DATA EXCERPT:
— Begin —
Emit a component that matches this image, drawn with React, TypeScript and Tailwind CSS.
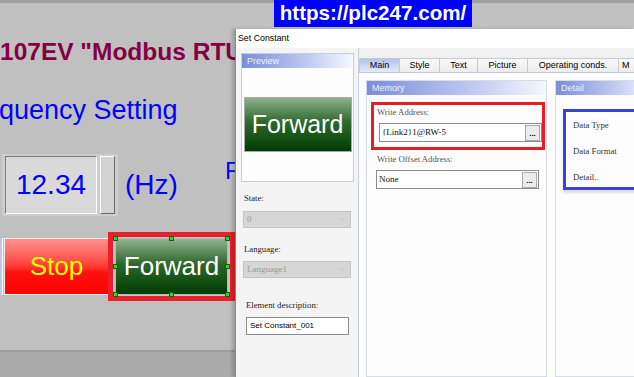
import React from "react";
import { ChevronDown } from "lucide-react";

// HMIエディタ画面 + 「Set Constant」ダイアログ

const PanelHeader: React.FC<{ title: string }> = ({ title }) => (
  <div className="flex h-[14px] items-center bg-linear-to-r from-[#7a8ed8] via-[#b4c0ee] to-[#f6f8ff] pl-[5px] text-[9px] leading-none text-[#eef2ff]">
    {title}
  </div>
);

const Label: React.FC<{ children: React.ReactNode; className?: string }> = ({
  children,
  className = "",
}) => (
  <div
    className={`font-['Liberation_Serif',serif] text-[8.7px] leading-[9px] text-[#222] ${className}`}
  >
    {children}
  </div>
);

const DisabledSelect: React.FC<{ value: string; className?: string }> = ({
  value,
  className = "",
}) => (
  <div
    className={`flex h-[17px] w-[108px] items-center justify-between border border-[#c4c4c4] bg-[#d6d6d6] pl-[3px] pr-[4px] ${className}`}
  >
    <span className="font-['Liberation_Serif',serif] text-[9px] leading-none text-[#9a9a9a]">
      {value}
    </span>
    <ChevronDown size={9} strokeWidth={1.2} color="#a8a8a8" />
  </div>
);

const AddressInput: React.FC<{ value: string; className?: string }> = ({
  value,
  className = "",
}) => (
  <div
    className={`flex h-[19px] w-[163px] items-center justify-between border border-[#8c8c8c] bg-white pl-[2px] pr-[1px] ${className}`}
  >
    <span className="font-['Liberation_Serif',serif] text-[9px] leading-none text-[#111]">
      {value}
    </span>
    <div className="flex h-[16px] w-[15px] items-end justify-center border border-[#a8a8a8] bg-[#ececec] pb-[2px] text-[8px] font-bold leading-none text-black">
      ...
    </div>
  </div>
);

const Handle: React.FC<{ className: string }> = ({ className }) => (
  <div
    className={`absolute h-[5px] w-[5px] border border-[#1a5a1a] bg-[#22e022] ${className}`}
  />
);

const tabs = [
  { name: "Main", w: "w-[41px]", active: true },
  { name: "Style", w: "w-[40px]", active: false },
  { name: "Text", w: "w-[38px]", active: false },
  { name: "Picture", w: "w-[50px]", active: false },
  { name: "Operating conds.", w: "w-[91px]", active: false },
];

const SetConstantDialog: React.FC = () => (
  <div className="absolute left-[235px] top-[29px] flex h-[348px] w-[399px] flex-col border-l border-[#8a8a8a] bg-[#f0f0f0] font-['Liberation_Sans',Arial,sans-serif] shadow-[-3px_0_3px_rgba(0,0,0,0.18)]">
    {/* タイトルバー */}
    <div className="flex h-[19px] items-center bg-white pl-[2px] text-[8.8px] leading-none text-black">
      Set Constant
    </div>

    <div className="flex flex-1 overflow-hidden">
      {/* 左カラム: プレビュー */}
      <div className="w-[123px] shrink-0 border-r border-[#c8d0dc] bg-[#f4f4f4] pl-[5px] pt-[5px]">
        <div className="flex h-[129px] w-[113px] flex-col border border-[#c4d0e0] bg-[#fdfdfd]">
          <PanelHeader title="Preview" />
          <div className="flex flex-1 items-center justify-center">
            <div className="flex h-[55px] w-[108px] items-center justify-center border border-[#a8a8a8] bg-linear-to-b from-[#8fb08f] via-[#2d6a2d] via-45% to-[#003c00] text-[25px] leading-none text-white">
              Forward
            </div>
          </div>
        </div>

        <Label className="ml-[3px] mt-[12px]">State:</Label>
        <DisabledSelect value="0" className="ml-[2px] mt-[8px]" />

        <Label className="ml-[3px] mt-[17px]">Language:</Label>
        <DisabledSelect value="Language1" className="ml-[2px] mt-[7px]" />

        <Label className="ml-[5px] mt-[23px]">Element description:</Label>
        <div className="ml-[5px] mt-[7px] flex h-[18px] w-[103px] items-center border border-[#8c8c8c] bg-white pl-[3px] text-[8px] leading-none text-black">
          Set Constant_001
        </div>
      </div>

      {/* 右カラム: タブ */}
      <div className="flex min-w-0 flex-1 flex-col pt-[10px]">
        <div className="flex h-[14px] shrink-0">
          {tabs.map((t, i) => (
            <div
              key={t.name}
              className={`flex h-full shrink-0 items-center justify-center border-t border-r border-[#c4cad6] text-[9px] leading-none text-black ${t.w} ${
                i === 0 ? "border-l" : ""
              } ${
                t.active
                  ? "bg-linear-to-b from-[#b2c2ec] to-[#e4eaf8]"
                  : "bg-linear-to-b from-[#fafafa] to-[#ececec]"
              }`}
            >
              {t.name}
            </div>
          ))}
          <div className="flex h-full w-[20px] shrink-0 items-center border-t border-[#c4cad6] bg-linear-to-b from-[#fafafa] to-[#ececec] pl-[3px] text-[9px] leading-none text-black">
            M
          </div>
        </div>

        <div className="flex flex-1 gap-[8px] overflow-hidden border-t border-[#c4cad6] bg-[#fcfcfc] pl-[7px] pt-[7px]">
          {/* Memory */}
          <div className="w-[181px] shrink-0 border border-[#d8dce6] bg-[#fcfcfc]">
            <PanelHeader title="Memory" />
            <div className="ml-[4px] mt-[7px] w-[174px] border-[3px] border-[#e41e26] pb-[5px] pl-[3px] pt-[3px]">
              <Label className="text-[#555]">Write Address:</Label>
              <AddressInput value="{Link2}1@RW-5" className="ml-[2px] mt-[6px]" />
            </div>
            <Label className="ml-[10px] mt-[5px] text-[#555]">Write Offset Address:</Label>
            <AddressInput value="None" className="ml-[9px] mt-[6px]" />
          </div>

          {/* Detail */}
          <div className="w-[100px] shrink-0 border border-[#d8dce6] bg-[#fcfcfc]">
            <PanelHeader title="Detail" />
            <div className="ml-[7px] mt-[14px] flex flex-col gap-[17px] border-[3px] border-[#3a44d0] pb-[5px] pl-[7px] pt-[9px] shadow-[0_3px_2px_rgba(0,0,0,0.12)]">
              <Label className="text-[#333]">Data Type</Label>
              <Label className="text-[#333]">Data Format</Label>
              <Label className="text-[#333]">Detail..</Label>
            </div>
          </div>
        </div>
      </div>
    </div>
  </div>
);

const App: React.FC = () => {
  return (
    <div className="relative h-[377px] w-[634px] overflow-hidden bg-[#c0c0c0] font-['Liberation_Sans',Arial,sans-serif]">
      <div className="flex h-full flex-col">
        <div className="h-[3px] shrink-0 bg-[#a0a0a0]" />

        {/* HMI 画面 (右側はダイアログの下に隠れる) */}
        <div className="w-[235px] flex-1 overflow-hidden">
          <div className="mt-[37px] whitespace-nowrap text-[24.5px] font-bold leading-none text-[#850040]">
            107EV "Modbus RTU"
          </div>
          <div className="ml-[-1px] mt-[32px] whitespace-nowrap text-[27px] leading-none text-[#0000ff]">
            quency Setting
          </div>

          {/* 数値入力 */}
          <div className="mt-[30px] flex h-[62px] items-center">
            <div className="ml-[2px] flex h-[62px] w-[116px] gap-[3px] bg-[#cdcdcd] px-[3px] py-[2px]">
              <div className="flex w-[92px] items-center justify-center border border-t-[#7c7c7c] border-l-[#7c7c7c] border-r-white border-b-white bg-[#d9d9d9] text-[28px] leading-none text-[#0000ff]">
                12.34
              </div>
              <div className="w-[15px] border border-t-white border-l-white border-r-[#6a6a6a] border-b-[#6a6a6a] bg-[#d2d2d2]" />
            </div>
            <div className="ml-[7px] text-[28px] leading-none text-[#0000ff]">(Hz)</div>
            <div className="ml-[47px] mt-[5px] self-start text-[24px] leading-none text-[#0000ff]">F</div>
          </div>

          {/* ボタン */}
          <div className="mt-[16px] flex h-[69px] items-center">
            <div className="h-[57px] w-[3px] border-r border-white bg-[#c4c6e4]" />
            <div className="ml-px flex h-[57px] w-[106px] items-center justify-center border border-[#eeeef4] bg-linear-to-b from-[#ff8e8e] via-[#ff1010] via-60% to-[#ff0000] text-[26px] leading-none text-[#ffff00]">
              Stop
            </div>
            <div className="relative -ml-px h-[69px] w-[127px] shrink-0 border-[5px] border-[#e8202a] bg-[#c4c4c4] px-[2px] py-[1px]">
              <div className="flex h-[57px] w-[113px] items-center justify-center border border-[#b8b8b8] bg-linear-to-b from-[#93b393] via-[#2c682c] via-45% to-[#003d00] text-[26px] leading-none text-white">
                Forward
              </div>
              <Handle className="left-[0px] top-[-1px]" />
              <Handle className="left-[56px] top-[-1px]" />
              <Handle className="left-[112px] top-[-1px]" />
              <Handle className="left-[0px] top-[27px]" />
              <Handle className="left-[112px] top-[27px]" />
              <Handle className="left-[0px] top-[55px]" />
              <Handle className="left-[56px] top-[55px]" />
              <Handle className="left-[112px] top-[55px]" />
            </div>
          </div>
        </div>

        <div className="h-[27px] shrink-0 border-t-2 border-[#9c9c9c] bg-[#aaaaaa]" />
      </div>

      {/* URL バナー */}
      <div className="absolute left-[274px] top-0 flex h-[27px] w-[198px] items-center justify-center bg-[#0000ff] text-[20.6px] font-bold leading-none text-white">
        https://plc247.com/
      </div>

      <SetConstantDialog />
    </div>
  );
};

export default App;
— End —
Leave out any pictures and return exactly the lines from the beginning of the data through the line with "HMIエディタ画面 + 「Set Constant」ダイアログ", inclusive.

Emit a component that matches this image, drawn with React, TypeScript and Tailwind CSS.
import React from "react";
import { ChevronDown } from "lucide-react";

// HMIエディタ画面 + 「Set Constant」ダイアログ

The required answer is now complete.